According to Herz and Gullone (1999) “authoritative parenting is documented as being the optimal parenting style with regard to child outcomes” (p.2). Roberts and Steinberg’s (1999) “investigation provides evidence that three of authoritative parenting central features-parental involvement, behavior control, and autonomy granting- contribute in unique and independent ways to psychosocial development, academic competence, behavior problems and internal distress” (p.13). Roberts and Steinberg (1999) reported that “children who are raised in authoritative homes score higher than their peers raised in authoritarian, indulgent, or neglectful homes on a variety of measures of competence, social development, self-perceptions, and mental health” (p.1). It seems essential for schools and parents to work together in building good study skills for adolescents. Roberts and Steinberg (1999) report that “the adolescent whose investment in schoolwork pays off with good grades has experienced a combination of parental rules, limits, and structure that facilitate self-discipline, as well as enough parental latitude to achieve a sense of mastery over his or her efforts” (p.3). According to Zinsmeister (1999) a family’s religious beliefs also plays a major role in youths academics and social development. Wilcox (1999), as cited in Zinsmeister (1999), reports “that parents with conservative theological beliefs are more likely to praise and hug their children than are parents with less conservative theological views” (p.1).
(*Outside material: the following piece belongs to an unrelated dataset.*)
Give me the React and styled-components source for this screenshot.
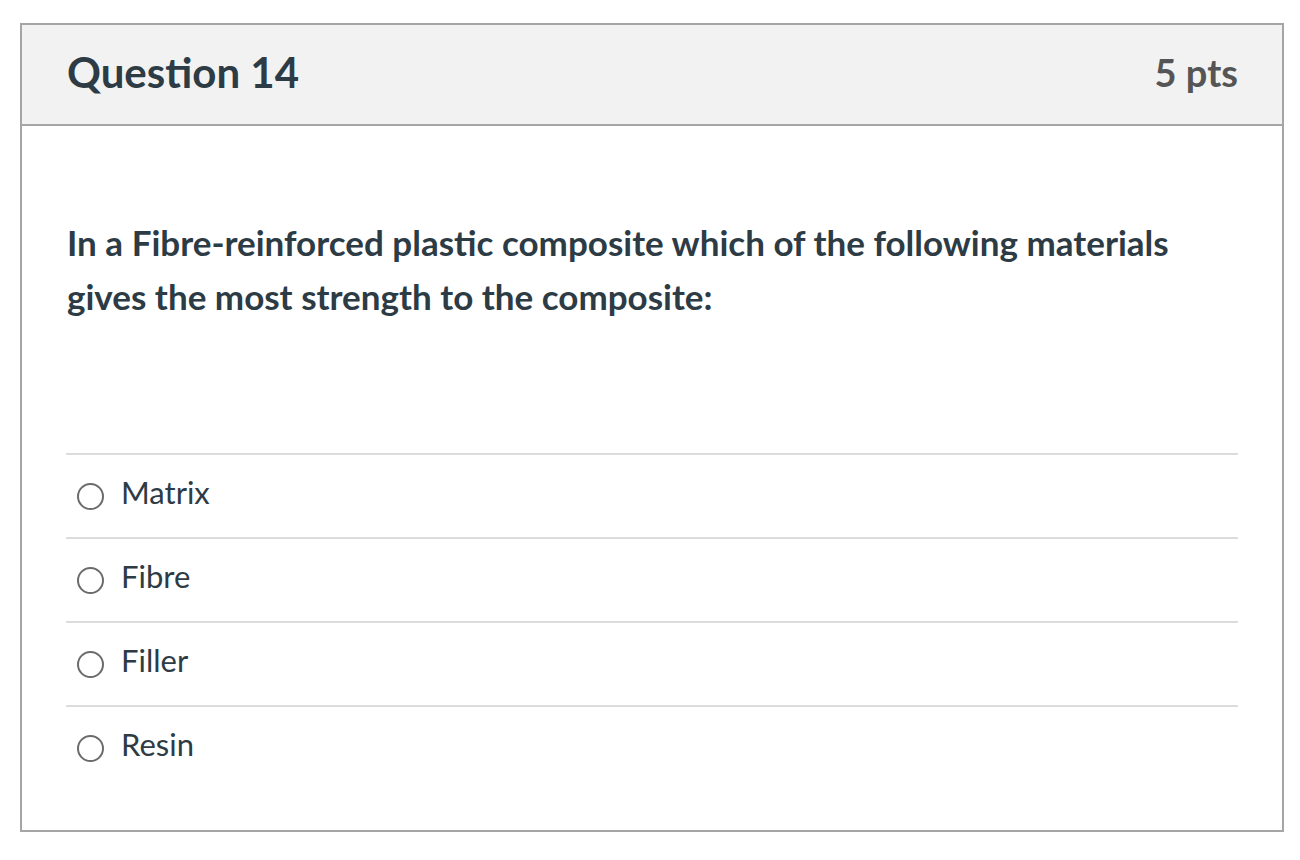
import React from "react";
import styled, { createGlobalStyle } from "styled-components";

const Global = createGlobalStyle`
  html, body { margin: 0; padding: 0; background: #fff; }
  body { font-family: Lato, "Open Sans", sans-serif; color: #2d3b45; }
`;

const Page = styled.div`
  padding: 23px 16px 0 20px;
`;

const Card = styled.div`
  width: 1264px;
  height: 809px;
  box-sizing: border-box;
  border: 2px solid #a5a5a5;
  display: flex;
  flex-direction: column;
`;

const Header = styled.div`
  height: 101px;
  box-sizing: border-box;
  background: #f2f2f2;
  border-bottom: 2px solid #a5a5a5;
  display: flex;
  align-items: center;
  justify-content: space-between;
  padding: 0 44px 6px 45px;
`;

const Title = styled.div`
  font-size: 42px;
  font-weight: 700;
  color: #2d3b45;
`;

const Points = styled.div`
  font-size: 38px;
  font-weight: 700;
  color: #555555;
`;

const Body = styled.div`
  padding: 89px 44px 0 44px;
`;

const QuestionText = styled.div`
  font-size: 35px;
  font-weight: 700;
  line-height: 54px;
  padding-left: 1px;
  margin-bottom: 130px;
`;

const Option = styled.label`
  display: flex;
  align-items: center;
  height: 82px;
  border-top: 2px solid #dcdcdc;
  font-size: 31px;
  color: #2d3b45;
`;

const OptionText = styled.span`
  margin-bottom: 9px;
`;

const Radio = styled.span`
  width: 23px;
  height: 23px;
  border: 2px solid #6b6b6b;
  border-radius: 50%;
  margin: 0 17px 0 11px;
  flex-shrink: 0;
`;

const options = ["Matrix", "Fibre", "Filler", "Resin"];

export default function App() {
  return (
    <Page>
      <Global />
      <Card>
        <Header>
          <Title>Question 14</Title>
          <Points>5 pts</Points>
        </Header>
        <Body>
          <QuestionText>
            In a Fibre-reinforced plastic composite which of the following materials
            <br />
            gives the most strength to the composite:
          </QuestionText>
          {options.map((o) => (
            <Option key={o}>
              <Radio />
              <OptionText>{o}</OptionText>
            </Option>
          ))}
        </Body>
      </Card>
    </Page>
  );
}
In conclusion, parenting is too important a responsibility to leave to chance and needs to correctly done. I agree that authoritative parenting offers the best chance for the adolescent to develop correctly and be able to handle the daily struggles of life. Roberts and Steinberg (1999) “suspect that teens excel in most areas of their lives when they simply feel that they come from a loving home with responsive parents, regardless of whether they perceive other shortcomings in their parents” (p.12).